Drum circle at Pritchard Park in Asheville, NCDrum circle at Pritchard Park in Asheville, NC; Photo by Krista Rossow/Explore Asheville

Start your trip in downtown Asheville, where you can check out fiercely independent shops like Malaprops Bookstore, with a great selection of kids’ books and titles by local authors, and Mast General Store, a local chain with shelves of old-school toys and candy in barrels. If your visit falls on a Friday night, head to Pritchard Park to experience the drum circle, a time-honored local tradition where anyone is welcome to take part in the jam session.

When you’re ready for a bite to eat, the whole family will likely find something they like at S&W Market, a food hall in a historic cafeteria with offerings ranging from hot dogs at Farm Dogs to Peruvian empanadas at Mikasa Criolla.

Spend the rest of the evening playing games at the Asheville Pinball Museum, where $15 per person gets you an all-you-can-play evening, or at Well Played Board Game Café.

Food at Biscuit Head in Asheville, NCDelicious breakfast served at Biscuit Head restaurant; Photo by Stephan Pruitt/Explore Asheville

This morning, grab a bite to eat at one of the three locations of Biscuit Head, a popular spot for—what else? —biscuits. Opt for the sweet (biscuit donuts) or the savory (country ham or fried chicken). Then top it off with one of the many jams and jellies at the bar.

If weather permits, you and your family can float down the French Broad River. Local outfitters provide guided tours or, if you’re confident on the water, everything you need to float on your own, including the tubes and life jackets. Or, you can cool off at a swimming hole like Sliding Rock, a natural rock slide southwest of town.

Then head for the River Arts District, where warehouses have been converted into mural-covered art galleries, some offering classes open to all ages, and trendy restaurants dish up a variety of cuisines.
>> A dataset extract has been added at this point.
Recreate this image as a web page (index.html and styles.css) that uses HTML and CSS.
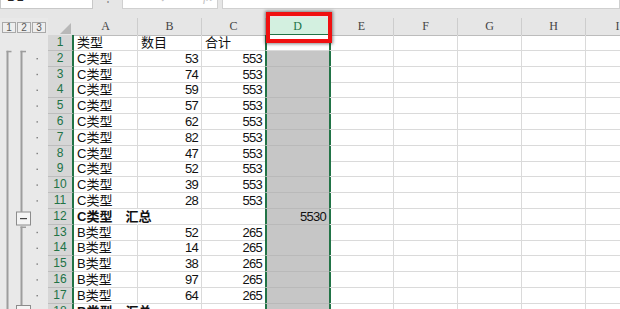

Spend the afternoon by getting out of town and driving about a half-hour north to roam the trails of Pisgah National Forest, an old-growth preserve originally part of the Biltmore land. Or, in nearby Barnardsville, soar above the trees at Navitat, an adventure park for ages 5 plus with zip-line courses, rope bridges and rappelling.

For dinner, 12 Bones Smokehouse has locations in Asheville’s Erskine-Walton and Arden areas. Share a few plates to sample it all, including pulled pork and chicken plus classic Southern sides like mac and cheese and green beans.

Save room for dessert at the French Broad Chocolate Lounge, which, despite its name, is a family-friendly spot. The locally owned company also offers tours by day to live out your Willy Wonka fantasies. The lounge is the perfect spot for a post-dinner sweet treat, including cakes, brownies, cookies and ice cream.

The Baltimore Estate in Asheville, NCThe Baltimore Estate in Asheville, NC; Photo by Matthew Carston/Explore Asheville 

Take a drive along the Blue Ridge Parkway, which is easily accessible from downtown Asheville. While the parkway is too long to drive its entirety in a day, you can get a feel for its beauty going from the parkway’s visitor center near Asheville south to Pink Beds, a family-friendly hiking area with easy boardwalk trails and views of blooming wildflowers, and Graveyard Fields, where you can spot waterfalls and hunt for wild blueberries.

Give yourself plenty of time to pull off at the many overlooks for photos. Detour to the North Carolina Arboretum, located at Milepost 393 on the parkway. It was established in 1986 after being envisioned by famed landscape architect Frederick Law Olmsted almost a century before. Highlights of the 65 acres of themed gardens include a bonsai garden and one that focuses on species from Appalachia.

No trip to Asheville would be complete without a trip to the city’s most famous landmark: Biltmore Estate. Built as the second home of the Vanderbilt family, the French chateau-inspired mansion is still the largest private family home—175,000 square feet in total—in America (not to mention the location for the 1994 kid’s movie Richie Rich; watch it before your visit). It’s also a place you could easily spend the entire day exploring the home, gardens, and a village full of shops and restaurants.

Reserve a kids’ audio guide tour of the home, narrated by the Vanderbilts’ St. Bernard, to avoid the lines. And make sure to give the kids time to roam the sprawling grounds, especially the quiet trails that can be explored on foot or on horseback from the on-site stables.

The property also has a playground and offers naturalist talks about the four-legged and winged inhabitants of the Biltmore Forest. The home may have started as a testament to the Gilded Age but now welcomes all to explore. It’s just one more treasure that makes Asheville an extra-special find for families.